In Monday dealings, West Texas Intermediate crude for October delivery CL.1, +0.30% CLV20, +0.30% rose 17 cents, or 0.4%, to $ 43.14 a barrel on the New York Mercantile Exchange. The new front-month November Brent crude BRN.1, +0.21% BRNX20, +0.21% contract was 21 cents higher, a gain of 0.5%, at $ 46.02 a barrel on ICE Futures Europe.

Based on the most actively traded contracts, U.S. benchmark WTI crude was on track for a monthly gain of over 7%, which would represent a fourth straight monthly climb. Brent, the global benchmark, was headed for a more than 5% rise, on track to tally a fifth monthly climb in a row.

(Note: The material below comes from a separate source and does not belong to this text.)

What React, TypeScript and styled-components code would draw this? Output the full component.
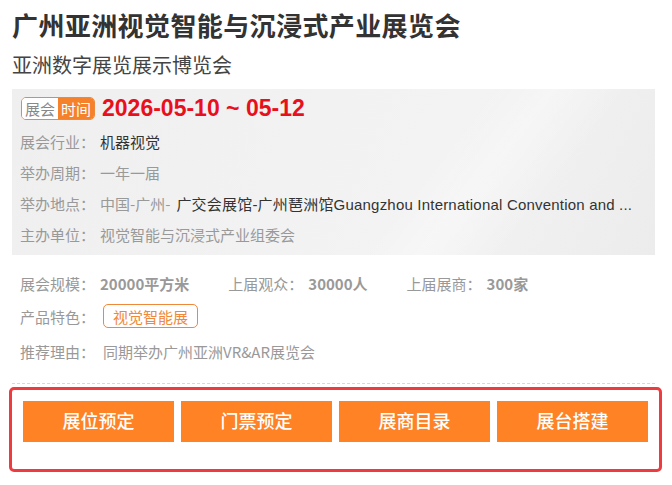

Oil’s gains have accompanied a global rally in equities that has the U.S. market on track for its strongest monthly gain in more than three decades, as well as a sliding U.S. dollar.

The Organization of the Petroleum Exporting Countries and their allies, known as the OPEC+ alliance of producers, has largely complied with its self-imposed production curbs. Meanwhile, the U.S. dollar has continued to weaken versus major rivals, with the ICE U.S. Dollar Index DXY, -0.33% on track for a 1.3% August drop. A weaker dollar is seen as supportive to commodities priced in the currency, making them less expensive to users of other currencies.

Meanwhile, oil bulls were cheered by data out of China. The country’s official nonmanufacturing purchasing managers index rose to 55.2 in August, up from 54.2 in July, the National Bureau of Statistics said Monday. The August reading was the sixth consecutive expansion after the gauge in February was fell well below the 50 mark, which separates expansion from contraction.

Back on Nymex, September gasoline traded at $ 1.294 a gallon, down 1.6%, and September heating oil lost 0.7% to $ 1.2073 a gallon, ahead of the expiration of the contracts at the day’s settlement. As of Friday, gasoline futures traded up by nearly 11% and heating oil was down by nearly 0.1% for the month, based on front-month contract prices, according to Dow Jones Market Data.

October natural gas NGV20, -4.32% fell 5.3% to $ 2.516 per million British thermal units, with front-month prices poised for a monthly gain of nearly 48% as of Friday.